Let n = 2^31 3^19. How many positive divisors of n^2 are less than n but
do not divide n?
Lemma: if $\displaystyle n=p_1^{a_1}\cdot\ldots\cdot p_k^{a_k}$ is the prime decomposition of a natural number $\displaystyle n$, then the number of positive divisors of n is $\displaystyle \prod\limits_{i=1}^k(a_i+1)$
Well, now apply the above both to $\displaystyle n\,\,and\,\,n^2$ and do some maths...
Tonio
A divisor of $\displaystyle n^2$ must be of the form $\displaystyle 2^p\cdot3^q$, with $\displaystyle 0\leqslant p\leqslant 62$ and $\displaystyle 0\leqslant q\leqslant 38$. If it does not divide $\displaystyle n$ then either $\displaystyle p>31$ or $\displaystyle q>19$.
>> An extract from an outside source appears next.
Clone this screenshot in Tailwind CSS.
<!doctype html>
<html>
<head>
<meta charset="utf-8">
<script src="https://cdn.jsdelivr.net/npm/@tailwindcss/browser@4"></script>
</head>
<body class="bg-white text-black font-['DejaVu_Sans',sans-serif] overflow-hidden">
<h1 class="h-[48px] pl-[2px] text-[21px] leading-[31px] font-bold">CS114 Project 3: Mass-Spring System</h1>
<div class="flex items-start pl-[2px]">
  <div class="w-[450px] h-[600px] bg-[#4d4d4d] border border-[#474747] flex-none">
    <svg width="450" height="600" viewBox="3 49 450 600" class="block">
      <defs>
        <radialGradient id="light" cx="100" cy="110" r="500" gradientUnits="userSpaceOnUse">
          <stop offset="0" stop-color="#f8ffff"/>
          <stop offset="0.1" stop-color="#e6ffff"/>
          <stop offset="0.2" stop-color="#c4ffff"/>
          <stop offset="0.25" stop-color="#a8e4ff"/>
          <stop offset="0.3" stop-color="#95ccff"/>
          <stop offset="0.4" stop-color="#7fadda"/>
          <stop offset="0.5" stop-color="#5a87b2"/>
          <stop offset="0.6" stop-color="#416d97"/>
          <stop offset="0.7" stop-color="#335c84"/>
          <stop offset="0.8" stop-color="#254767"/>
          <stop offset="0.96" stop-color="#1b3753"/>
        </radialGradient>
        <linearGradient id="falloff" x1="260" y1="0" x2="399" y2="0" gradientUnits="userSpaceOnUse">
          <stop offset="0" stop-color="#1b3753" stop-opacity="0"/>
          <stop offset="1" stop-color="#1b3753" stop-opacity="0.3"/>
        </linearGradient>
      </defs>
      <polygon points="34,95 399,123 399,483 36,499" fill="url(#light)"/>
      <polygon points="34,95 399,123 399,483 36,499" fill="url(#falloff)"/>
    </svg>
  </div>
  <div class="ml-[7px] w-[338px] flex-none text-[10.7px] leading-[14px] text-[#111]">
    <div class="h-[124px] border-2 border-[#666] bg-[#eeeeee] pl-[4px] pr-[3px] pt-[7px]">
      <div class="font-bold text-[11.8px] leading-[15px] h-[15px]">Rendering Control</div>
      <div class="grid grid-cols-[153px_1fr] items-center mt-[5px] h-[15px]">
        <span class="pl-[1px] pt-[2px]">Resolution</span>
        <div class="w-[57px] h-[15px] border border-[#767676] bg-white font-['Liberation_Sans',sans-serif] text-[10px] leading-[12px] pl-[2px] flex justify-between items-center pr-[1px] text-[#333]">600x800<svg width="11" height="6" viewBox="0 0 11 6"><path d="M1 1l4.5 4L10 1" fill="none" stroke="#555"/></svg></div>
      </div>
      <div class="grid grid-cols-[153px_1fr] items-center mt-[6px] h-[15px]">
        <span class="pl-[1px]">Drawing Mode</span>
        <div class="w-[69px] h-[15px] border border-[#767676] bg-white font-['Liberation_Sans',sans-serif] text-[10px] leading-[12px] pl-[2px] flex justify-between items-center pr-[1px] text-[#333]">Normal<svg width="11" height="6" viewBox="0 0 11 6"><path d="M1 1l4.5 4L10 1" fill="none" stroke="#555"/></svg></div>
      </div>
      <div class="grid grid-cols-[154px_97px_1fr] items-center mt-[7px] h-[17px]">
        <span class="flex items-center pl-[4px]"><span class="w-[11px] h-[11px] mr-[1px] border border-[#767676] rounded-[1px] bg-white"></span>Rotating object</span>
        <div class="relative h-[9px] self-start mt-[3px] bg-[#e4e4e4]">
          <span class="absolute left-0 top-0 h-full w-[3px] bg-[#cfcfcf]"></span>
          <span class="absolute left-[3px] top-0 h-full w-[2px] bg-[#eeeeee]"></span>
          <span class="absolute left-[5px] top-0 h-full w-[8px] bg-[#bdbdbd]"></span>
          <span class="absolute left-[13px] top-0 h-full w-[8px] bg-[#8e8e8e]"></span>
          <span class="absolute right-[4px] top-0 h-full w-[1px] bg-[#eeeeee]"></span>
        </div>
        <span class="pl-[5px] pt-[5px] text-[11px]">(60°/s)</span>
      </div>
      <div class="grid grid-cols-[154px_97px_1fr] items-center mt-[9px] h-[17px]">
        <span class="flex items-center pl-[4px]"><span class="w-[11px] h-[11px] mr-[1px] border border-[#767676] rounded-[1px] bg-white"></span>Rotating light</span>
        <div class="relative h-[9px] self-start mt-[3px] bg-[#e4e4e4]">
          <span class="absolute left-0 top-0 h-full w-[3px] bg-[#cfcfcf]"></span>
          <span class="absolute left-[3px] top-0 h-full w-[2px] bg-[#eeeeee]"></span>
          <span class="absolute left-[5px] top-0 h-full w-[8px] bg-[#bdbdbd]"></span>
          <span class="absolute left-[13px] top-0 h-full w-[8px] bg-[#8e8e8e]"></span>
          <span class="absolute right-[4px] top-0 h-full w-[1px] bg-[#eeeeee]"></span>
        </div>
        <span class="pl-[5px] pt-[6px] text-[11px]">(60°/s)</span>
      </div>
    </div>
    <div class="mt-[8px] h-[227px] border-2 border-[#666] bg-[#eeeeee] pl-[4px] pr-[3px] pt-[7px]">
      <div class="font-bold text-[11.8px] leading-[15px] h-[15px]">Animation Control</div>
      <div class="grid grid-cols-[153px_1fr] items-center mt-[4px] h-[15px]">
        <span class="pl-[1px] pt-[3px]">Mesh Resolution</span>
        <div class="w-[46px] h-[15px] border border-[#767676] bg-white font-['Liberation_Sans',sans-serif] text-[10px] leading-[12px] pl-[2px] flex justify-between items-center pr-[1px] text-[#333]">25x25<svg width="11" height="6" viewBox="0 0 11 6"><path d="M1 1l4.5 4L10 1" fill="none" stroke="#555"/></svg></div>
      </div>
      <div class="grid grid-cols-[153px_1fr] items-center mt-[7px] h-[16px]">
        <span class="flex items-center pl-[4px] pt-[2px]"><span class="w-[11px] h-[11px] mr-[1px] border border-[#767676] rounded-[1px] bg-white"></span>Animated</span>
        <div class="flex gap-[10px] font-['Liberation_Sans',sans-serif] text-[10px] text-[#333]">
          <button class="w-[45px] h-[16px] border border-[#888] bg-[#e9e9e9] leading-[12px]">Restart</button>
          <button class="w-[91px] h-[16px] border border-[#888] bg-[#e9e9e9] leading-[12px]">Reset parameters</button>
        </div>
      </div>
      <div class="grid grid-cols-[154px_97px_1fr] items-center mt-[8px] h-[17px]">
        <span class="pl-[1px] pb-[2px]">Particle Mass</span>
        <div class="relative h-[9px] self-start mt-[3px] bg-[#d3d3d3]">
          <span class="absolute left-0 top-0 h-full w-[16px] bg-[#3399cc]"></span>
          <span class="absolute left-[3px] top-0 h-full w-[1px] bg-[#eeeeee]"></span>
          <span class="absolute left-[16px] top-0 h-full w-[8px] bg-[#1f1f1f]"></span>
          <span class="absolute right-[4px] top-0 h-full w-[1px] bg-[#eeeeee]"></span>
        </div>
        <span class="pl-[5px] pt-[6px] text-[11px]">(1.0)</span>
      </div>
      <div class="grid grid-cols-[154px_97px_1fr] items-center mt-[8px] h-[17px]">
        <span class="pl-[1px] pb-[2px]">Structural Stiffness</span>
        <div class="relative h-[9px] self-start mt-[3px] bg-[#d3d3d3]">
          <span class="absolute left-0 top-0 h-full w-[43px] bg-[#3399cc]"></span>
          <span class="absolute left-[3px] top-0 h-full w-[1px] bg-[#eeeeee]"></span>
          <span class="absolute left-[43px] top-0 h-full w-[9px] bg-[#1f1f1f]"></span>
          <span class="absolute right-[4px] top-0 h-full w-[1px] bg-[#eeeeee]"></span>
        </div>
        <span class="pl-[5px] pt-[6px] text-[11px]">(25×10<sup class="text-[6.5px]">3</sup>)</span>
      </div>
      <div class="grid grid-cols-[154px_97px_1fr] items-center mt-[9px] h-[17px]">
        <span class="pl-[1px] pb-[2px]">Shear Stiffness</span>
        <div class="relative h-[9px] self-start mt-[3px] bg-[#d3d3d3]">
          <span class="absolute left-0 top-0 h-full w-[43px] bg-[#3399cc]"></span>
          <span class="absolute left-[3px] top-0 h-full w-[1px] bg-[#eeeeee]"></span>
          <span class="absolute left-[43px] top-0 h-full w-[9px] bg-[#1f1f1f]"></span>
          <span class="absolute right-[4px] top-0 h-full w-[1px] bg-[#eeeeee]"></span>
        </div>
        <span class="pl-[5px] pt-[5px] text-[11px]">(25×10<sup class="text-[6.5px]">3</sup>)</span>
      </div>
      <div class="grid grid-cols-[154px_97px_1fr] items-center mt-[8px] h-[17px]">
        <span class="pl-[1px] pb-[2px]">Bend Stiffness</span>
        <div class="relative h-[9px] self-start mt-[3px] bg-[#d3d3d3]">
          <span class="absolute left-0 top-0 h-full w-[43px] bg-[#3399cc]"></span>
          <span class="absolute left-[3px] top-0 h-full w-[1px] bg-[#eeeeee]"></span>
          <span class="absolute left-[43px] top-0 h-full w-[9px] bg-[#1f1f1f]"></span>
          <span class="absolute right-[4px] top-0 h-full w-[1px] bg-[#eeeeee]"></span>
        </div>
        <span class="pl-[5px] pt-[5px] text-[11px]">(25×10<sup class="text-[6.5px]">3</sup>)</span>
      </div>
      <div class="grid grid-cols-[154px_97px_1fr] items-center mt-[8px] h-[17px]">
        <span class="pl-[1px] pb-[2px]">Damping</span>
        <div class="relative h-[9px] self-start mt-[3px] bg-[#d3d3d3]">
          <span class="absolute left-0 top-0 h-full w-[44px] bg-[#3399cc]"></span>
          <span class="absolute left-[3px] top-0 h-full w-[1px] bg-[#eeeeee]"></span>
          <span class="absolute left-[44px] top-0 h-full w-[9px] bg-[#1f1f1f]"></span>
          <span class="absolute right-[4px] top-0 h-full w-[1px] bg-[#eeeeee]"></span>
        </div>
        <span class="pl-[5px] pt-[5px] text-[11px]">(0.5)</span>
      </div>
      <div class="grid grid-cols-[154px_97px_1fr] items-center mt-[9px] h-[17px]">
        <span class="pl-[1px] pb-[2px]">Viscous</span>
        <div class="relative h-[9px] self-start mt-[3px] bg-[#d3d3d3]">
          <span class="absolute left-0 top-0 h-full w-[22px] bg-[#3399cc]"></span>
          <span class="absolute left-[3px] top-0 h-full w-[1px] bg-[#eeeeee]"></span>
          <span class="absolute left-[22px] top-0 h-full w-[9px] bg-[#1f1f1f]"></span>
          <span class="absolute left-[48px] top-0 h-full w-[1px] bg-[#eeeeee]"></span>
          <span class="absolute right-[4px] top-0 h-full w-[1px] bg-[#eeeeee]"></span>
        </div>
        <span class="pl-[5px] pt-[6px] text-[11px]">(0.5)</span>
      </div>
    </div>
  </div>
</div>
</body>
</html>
Now comes the tricky part. The remaining condition is that $\displaystyle 2^p\cdot3^q < n$. I suggest that you investigate this by choosing a random value of p between 31 and 62, say p=45, and looking at how many values of q satisfy the condition $\displaystyle 2^{45}\cdot 3^q <2^{31}\cdot 3^{19}$. [Hint: take logs.] That may possibly give you some insight into how to tackle the problem in general.
This question has already been discussed, but I have not tried to find a more elegant solution.